To do that, basically combine equal portions of maple syrup and vinegar in a sauce pan over medium-low heat and bring to a boil. Simmer for a few minutes or until the mixture is slightly thicker. Remove from the heat and whisk in a bit of butter. Season with salt and pepper to taste.
Rennie would agree with Ward that maple syrup is very good for marinades and dressings or a salad with apples, aged Cheddar, walnuts and a maple syrup-based vinaigrette.
However, getting the balance right comes with a couple of culinary caveats.
“When home cooks are using it as a substitute for sugar, keep in mind that maple syrup will tend to be a bit sweeter. Let’s say you’re using a cup of sugar in a recipe, then you’ll want to use three-quarters of a cup of maple syrup,” said Rennie.

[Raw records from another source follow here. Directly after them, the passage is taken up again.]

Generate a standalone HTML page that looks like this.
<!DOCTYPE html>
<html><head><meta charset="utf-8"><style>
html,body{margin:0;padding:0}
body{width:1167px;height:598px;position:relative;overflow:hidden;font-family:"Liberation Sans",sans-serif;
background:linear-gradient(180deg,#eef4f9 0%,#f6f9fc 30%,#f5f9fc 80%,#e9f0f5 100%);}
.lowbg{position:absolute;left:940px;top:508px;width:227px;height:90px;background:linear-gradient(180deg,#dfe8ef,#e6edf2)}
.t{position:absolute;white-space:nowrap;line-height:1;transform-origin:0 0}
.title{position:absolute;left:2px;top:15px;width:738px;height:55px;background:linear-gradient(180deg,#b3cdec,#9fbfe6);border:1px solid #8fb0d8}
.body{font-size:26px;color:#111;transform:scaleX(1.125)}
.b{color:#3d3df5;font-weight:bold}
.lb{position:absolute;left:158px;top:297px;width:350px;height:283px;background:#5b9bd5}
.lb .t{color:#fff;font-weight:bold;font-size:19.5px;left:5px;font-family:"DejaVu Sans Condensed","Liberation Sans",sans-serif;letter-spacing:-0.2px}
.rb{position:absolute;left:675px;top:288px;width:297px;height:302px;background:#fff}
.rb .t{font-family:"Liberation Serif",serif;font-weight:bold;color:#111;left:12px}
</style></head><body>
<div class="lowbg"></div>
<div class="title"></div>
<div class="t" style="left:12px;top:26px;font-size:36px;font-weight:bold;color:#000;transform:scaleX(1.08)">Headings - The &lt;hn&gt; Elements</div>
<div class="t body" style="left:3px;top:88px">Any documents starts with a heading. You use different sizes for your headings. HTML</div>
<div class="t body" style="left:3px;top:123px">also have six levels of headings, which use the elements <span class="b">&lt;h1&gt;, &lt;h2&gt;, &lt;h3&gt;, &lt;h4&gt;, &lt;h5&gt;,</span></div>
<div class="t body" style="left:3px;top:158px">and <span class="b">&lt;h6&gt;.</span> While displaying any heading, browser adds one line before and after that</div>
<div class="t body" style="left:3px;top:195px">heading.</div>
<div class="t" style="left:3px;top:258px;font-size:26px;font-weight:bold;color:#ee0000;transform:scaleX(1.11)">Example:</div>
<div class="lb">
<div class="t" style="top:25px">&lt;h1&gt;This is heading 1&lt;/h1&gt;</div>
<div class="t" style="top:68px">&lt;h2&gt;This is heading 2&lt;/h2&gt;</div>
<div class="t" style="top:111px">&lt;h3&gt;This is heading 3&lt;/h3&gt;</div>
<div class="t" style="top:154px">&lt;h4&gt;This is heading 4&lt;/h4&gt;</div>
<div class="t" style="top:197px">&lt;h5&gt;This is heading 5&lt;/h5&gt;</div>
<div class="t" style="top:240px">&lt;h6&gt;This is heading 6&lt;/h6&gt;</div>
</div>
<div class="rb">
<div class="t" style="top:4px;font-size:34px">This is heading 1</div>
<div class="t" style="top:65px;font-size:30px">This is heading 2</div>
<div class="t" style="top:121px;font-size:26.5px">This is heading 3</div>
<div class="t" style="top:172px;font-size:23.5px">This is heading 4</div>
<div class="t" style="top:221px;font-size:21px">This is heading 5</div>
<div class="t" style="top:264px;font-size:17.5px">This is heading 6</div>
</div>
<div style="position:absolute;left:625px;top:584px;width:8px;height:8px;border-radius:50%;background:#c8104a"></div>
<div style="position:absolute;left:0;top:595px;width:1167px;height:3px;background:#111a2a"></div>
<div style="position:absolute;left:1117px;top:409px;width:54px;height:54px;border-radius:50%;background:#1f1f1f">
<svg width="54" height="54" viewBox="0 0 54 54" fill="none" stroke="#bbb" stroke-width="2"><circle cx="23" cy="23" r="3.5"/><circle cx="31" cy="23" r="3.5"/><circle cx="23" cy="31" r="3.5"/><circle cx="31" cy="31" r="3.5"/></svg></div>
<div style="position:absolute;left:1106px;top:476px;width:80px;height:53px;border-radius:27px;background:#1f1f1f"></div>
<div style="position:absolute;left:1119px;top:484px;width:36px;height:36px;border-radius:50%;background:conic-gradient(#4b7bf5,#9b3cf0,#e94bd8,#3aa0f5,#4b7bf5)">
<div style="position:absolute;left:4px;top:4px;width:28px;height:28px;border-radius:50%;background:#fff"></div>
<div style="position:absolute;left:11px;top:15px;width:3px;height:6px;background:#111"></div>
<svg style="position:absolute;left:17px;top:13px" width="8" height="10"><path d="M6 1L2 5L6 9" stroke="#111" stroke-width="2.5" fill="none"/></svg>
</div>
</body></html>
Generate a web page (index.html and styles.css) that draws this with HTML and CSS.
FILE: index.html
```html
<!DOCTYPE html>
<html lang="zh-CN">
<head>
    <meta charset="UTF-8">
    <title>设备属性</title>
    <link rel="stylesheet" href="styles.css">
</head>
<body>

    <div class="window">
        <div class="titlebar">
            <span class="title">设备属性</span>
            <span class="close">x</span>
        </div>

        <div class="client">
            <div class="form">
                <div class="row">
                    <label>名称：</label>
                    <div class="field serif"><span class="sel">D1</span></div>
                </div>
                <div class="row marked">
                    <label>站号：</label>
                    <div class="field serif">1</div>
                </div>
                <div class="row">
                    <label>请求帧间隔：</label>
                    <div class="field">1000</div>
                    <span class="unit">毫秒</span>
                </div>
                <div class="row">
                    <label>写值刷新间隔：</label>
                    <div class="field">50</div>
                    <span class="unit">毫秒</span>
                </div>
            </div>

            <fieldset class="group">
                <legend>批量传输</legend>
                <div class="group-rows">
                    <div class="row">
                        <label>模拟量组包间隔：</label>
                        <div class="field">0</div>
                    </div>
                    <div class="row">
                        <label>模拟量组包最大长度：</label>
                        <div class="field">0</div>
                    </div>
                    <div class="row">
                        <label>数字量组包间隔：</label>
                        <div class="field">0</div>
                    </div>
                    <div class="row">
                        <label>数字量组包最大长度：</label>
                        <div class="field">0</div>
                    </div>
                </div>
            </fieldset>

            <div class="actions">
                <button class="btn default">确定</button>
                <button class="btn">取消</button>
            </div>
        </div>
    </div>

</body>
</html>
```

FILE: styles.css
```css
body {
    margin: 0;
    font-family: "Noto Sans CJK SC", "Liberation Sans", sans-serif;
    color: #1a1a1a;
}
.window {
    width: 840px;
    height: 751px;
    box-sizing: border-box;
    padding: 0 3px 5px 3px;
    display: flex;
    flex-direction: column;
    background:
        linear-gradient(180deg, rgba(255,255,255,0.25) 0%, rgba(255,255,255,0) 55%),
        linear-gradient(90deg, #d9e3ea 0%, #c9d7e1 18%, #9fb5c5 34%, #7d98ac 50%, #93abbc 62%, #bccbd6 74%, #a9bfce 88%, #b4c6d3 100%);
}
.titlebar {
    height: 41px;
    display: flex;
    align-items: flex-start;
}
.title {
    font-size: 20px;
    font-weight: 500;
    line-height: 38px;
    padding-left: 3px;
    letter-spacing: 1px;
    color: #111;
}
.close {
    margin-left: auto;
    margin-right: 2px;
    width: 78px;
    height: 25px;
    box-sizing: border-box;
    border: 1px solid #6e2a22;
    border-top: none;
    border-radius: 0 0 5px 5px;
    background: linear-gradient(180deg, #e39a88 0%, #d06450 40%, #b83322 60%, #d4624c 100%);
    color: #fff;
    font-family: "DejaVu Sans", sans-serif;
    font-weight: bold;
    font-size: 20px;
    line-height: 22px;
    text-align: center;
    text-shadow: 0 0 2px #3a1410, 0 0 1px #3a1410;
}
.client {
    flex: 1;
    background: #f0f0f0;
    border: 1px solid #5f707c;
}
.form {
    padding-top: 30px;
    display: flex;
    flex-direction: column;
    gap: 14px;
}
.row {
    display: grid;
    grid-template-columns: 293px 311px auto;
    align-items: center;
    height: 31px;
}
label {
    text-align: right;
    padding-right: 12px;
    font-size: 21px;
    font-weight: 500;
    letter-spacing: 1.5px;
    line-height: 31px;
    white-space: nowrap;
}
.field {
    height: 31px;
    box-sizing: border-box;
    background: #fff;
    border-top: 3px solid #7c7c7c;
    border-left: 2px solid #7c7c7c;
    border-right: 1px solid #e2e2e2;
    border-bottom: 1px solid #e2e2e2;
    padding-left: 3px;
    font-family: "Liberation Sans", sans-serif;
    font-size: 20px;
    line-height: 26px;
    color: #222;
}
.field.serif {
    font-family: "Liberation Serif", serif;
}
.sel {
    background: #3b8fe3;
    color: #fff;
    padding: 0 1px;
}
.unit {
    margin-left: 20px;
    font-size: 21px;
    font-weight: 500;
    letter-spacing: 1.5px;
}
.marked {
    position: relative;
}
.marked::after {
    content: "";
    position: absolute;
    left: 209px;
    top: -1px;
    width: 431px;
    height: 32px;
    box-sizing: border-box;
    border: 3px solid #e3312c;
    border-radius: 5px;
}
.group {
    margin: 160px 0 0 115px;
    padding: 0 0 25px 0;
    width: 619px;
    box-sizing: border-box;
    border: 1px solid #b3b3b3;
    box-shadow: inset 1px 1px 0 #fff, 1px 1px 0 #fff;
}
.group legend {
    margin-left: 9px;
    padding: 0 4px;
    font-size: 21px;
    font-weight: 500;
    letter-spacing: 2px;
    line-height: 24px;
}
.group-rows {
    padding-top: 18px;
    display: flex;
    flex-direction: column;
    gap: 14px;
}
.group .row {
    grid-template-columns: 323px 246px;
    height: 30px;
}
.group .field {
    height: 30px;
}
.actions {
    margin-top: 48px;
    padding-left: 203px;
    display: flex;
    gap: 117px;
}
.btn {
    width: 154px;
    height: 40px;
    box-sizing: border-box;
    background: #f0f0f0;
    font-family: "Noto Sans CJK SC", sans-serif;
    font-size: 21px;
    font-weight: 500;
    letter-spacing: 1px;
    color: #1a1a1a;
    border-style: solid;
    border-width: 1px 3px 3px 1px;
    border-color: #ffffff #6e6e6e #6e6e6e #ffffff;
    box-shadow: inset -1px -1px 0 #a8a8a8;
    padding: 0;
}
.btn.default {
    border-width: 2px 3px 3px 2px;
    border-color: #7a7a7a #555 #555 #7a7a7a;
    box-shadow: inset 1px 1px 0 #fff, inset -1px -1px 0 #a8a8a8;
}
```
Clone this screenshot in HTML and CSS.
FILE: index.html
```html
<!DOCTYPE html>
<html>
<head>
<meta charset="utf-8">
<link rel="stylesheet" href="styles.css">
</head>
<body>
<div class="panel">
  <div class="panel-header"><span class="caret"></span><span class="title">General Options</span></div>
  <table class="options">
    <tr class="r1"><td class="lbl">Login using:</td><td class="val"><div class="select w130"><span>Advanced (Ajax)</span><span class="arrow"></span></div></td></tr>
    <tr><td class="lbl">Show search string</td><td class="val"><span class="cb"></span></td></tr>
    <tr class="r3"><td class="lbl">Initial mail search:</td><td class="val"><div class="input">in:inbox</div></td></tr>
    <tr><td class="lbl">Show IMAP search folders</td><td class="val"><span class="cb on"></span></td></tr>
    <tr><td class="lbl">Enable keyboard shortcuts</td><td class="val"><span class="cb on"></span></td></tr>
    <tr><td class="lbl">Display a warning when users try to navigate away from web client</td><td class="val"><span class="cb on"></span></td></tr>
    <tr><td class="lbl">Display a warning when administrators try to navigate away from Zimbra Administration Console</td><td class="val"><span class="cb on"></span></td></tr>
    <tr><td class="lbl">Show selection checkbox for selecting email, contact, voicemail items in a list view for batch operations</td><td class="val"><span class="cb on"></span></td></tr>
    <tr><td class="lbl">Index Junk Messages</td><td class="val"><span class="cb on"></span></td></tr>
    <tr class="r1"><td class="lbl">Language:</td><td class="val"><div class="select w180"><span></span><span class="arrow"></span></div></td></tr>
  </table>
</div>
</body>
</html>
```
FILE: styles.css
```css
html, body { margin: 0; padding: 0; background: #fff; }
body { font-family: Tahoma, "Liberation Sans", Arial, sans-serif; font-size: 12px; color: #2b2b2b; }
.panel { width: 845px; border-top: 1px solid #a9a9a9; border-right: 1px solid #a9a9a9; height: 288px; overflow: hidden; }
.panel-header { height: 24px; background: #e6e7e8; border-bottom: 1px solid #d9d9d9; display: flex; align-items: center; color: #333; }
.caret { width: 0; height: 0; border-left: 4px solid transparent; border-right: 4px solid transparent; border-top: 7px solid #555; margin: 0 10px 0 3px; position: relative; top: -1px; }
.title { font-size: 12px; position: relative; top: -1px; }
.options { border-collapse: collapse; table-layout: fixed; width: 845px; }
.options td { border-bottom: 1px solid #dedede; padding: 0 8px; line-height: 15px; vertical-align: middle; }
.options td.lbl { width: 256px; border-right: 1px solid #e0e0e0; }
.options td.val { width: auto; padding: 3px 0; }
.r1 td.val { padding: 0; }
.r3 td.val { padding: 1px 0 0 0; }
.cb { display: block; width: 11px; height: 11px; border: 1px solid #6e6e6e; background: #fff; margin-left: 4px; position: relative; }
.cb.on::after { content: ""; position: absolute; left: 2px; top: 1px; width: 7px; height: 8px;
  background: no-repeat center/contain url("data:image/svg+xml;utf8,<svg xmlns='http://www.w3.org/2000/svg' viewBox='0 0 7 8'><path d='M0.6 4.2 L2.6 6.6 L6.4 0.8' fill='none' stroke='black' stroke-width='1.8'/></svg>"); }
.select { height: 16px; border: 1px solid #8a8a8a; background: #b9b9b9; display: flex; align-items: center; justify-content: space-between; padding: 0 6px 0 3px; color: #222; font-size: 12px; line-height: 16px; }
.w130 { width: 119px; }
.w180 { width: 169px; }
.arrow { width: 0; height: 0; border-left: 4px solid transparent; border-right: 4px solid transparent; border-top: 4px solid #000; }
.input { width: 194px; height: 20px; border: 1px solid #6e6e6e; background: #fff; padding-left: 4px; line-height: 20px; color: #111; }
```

As for getting a rise out your maple syrup, that balance has to be addressed too.
“When you’re baking something that is rising, you’ll want to add a touch of baking soda to the maple syrup before you mix it into your batter or dough. It will help it rise and kill some of the acidity in the maple syrup,” he aid.
If you want more inspiration, start with maple syrup itself, of course. Talk to a producer in your area about the qualities of this year’s harvest or visit a festival like the Elmira Maple Syrup Festival. You can find an event in your region by visiting the Ontario Maple Syrup Producers Association.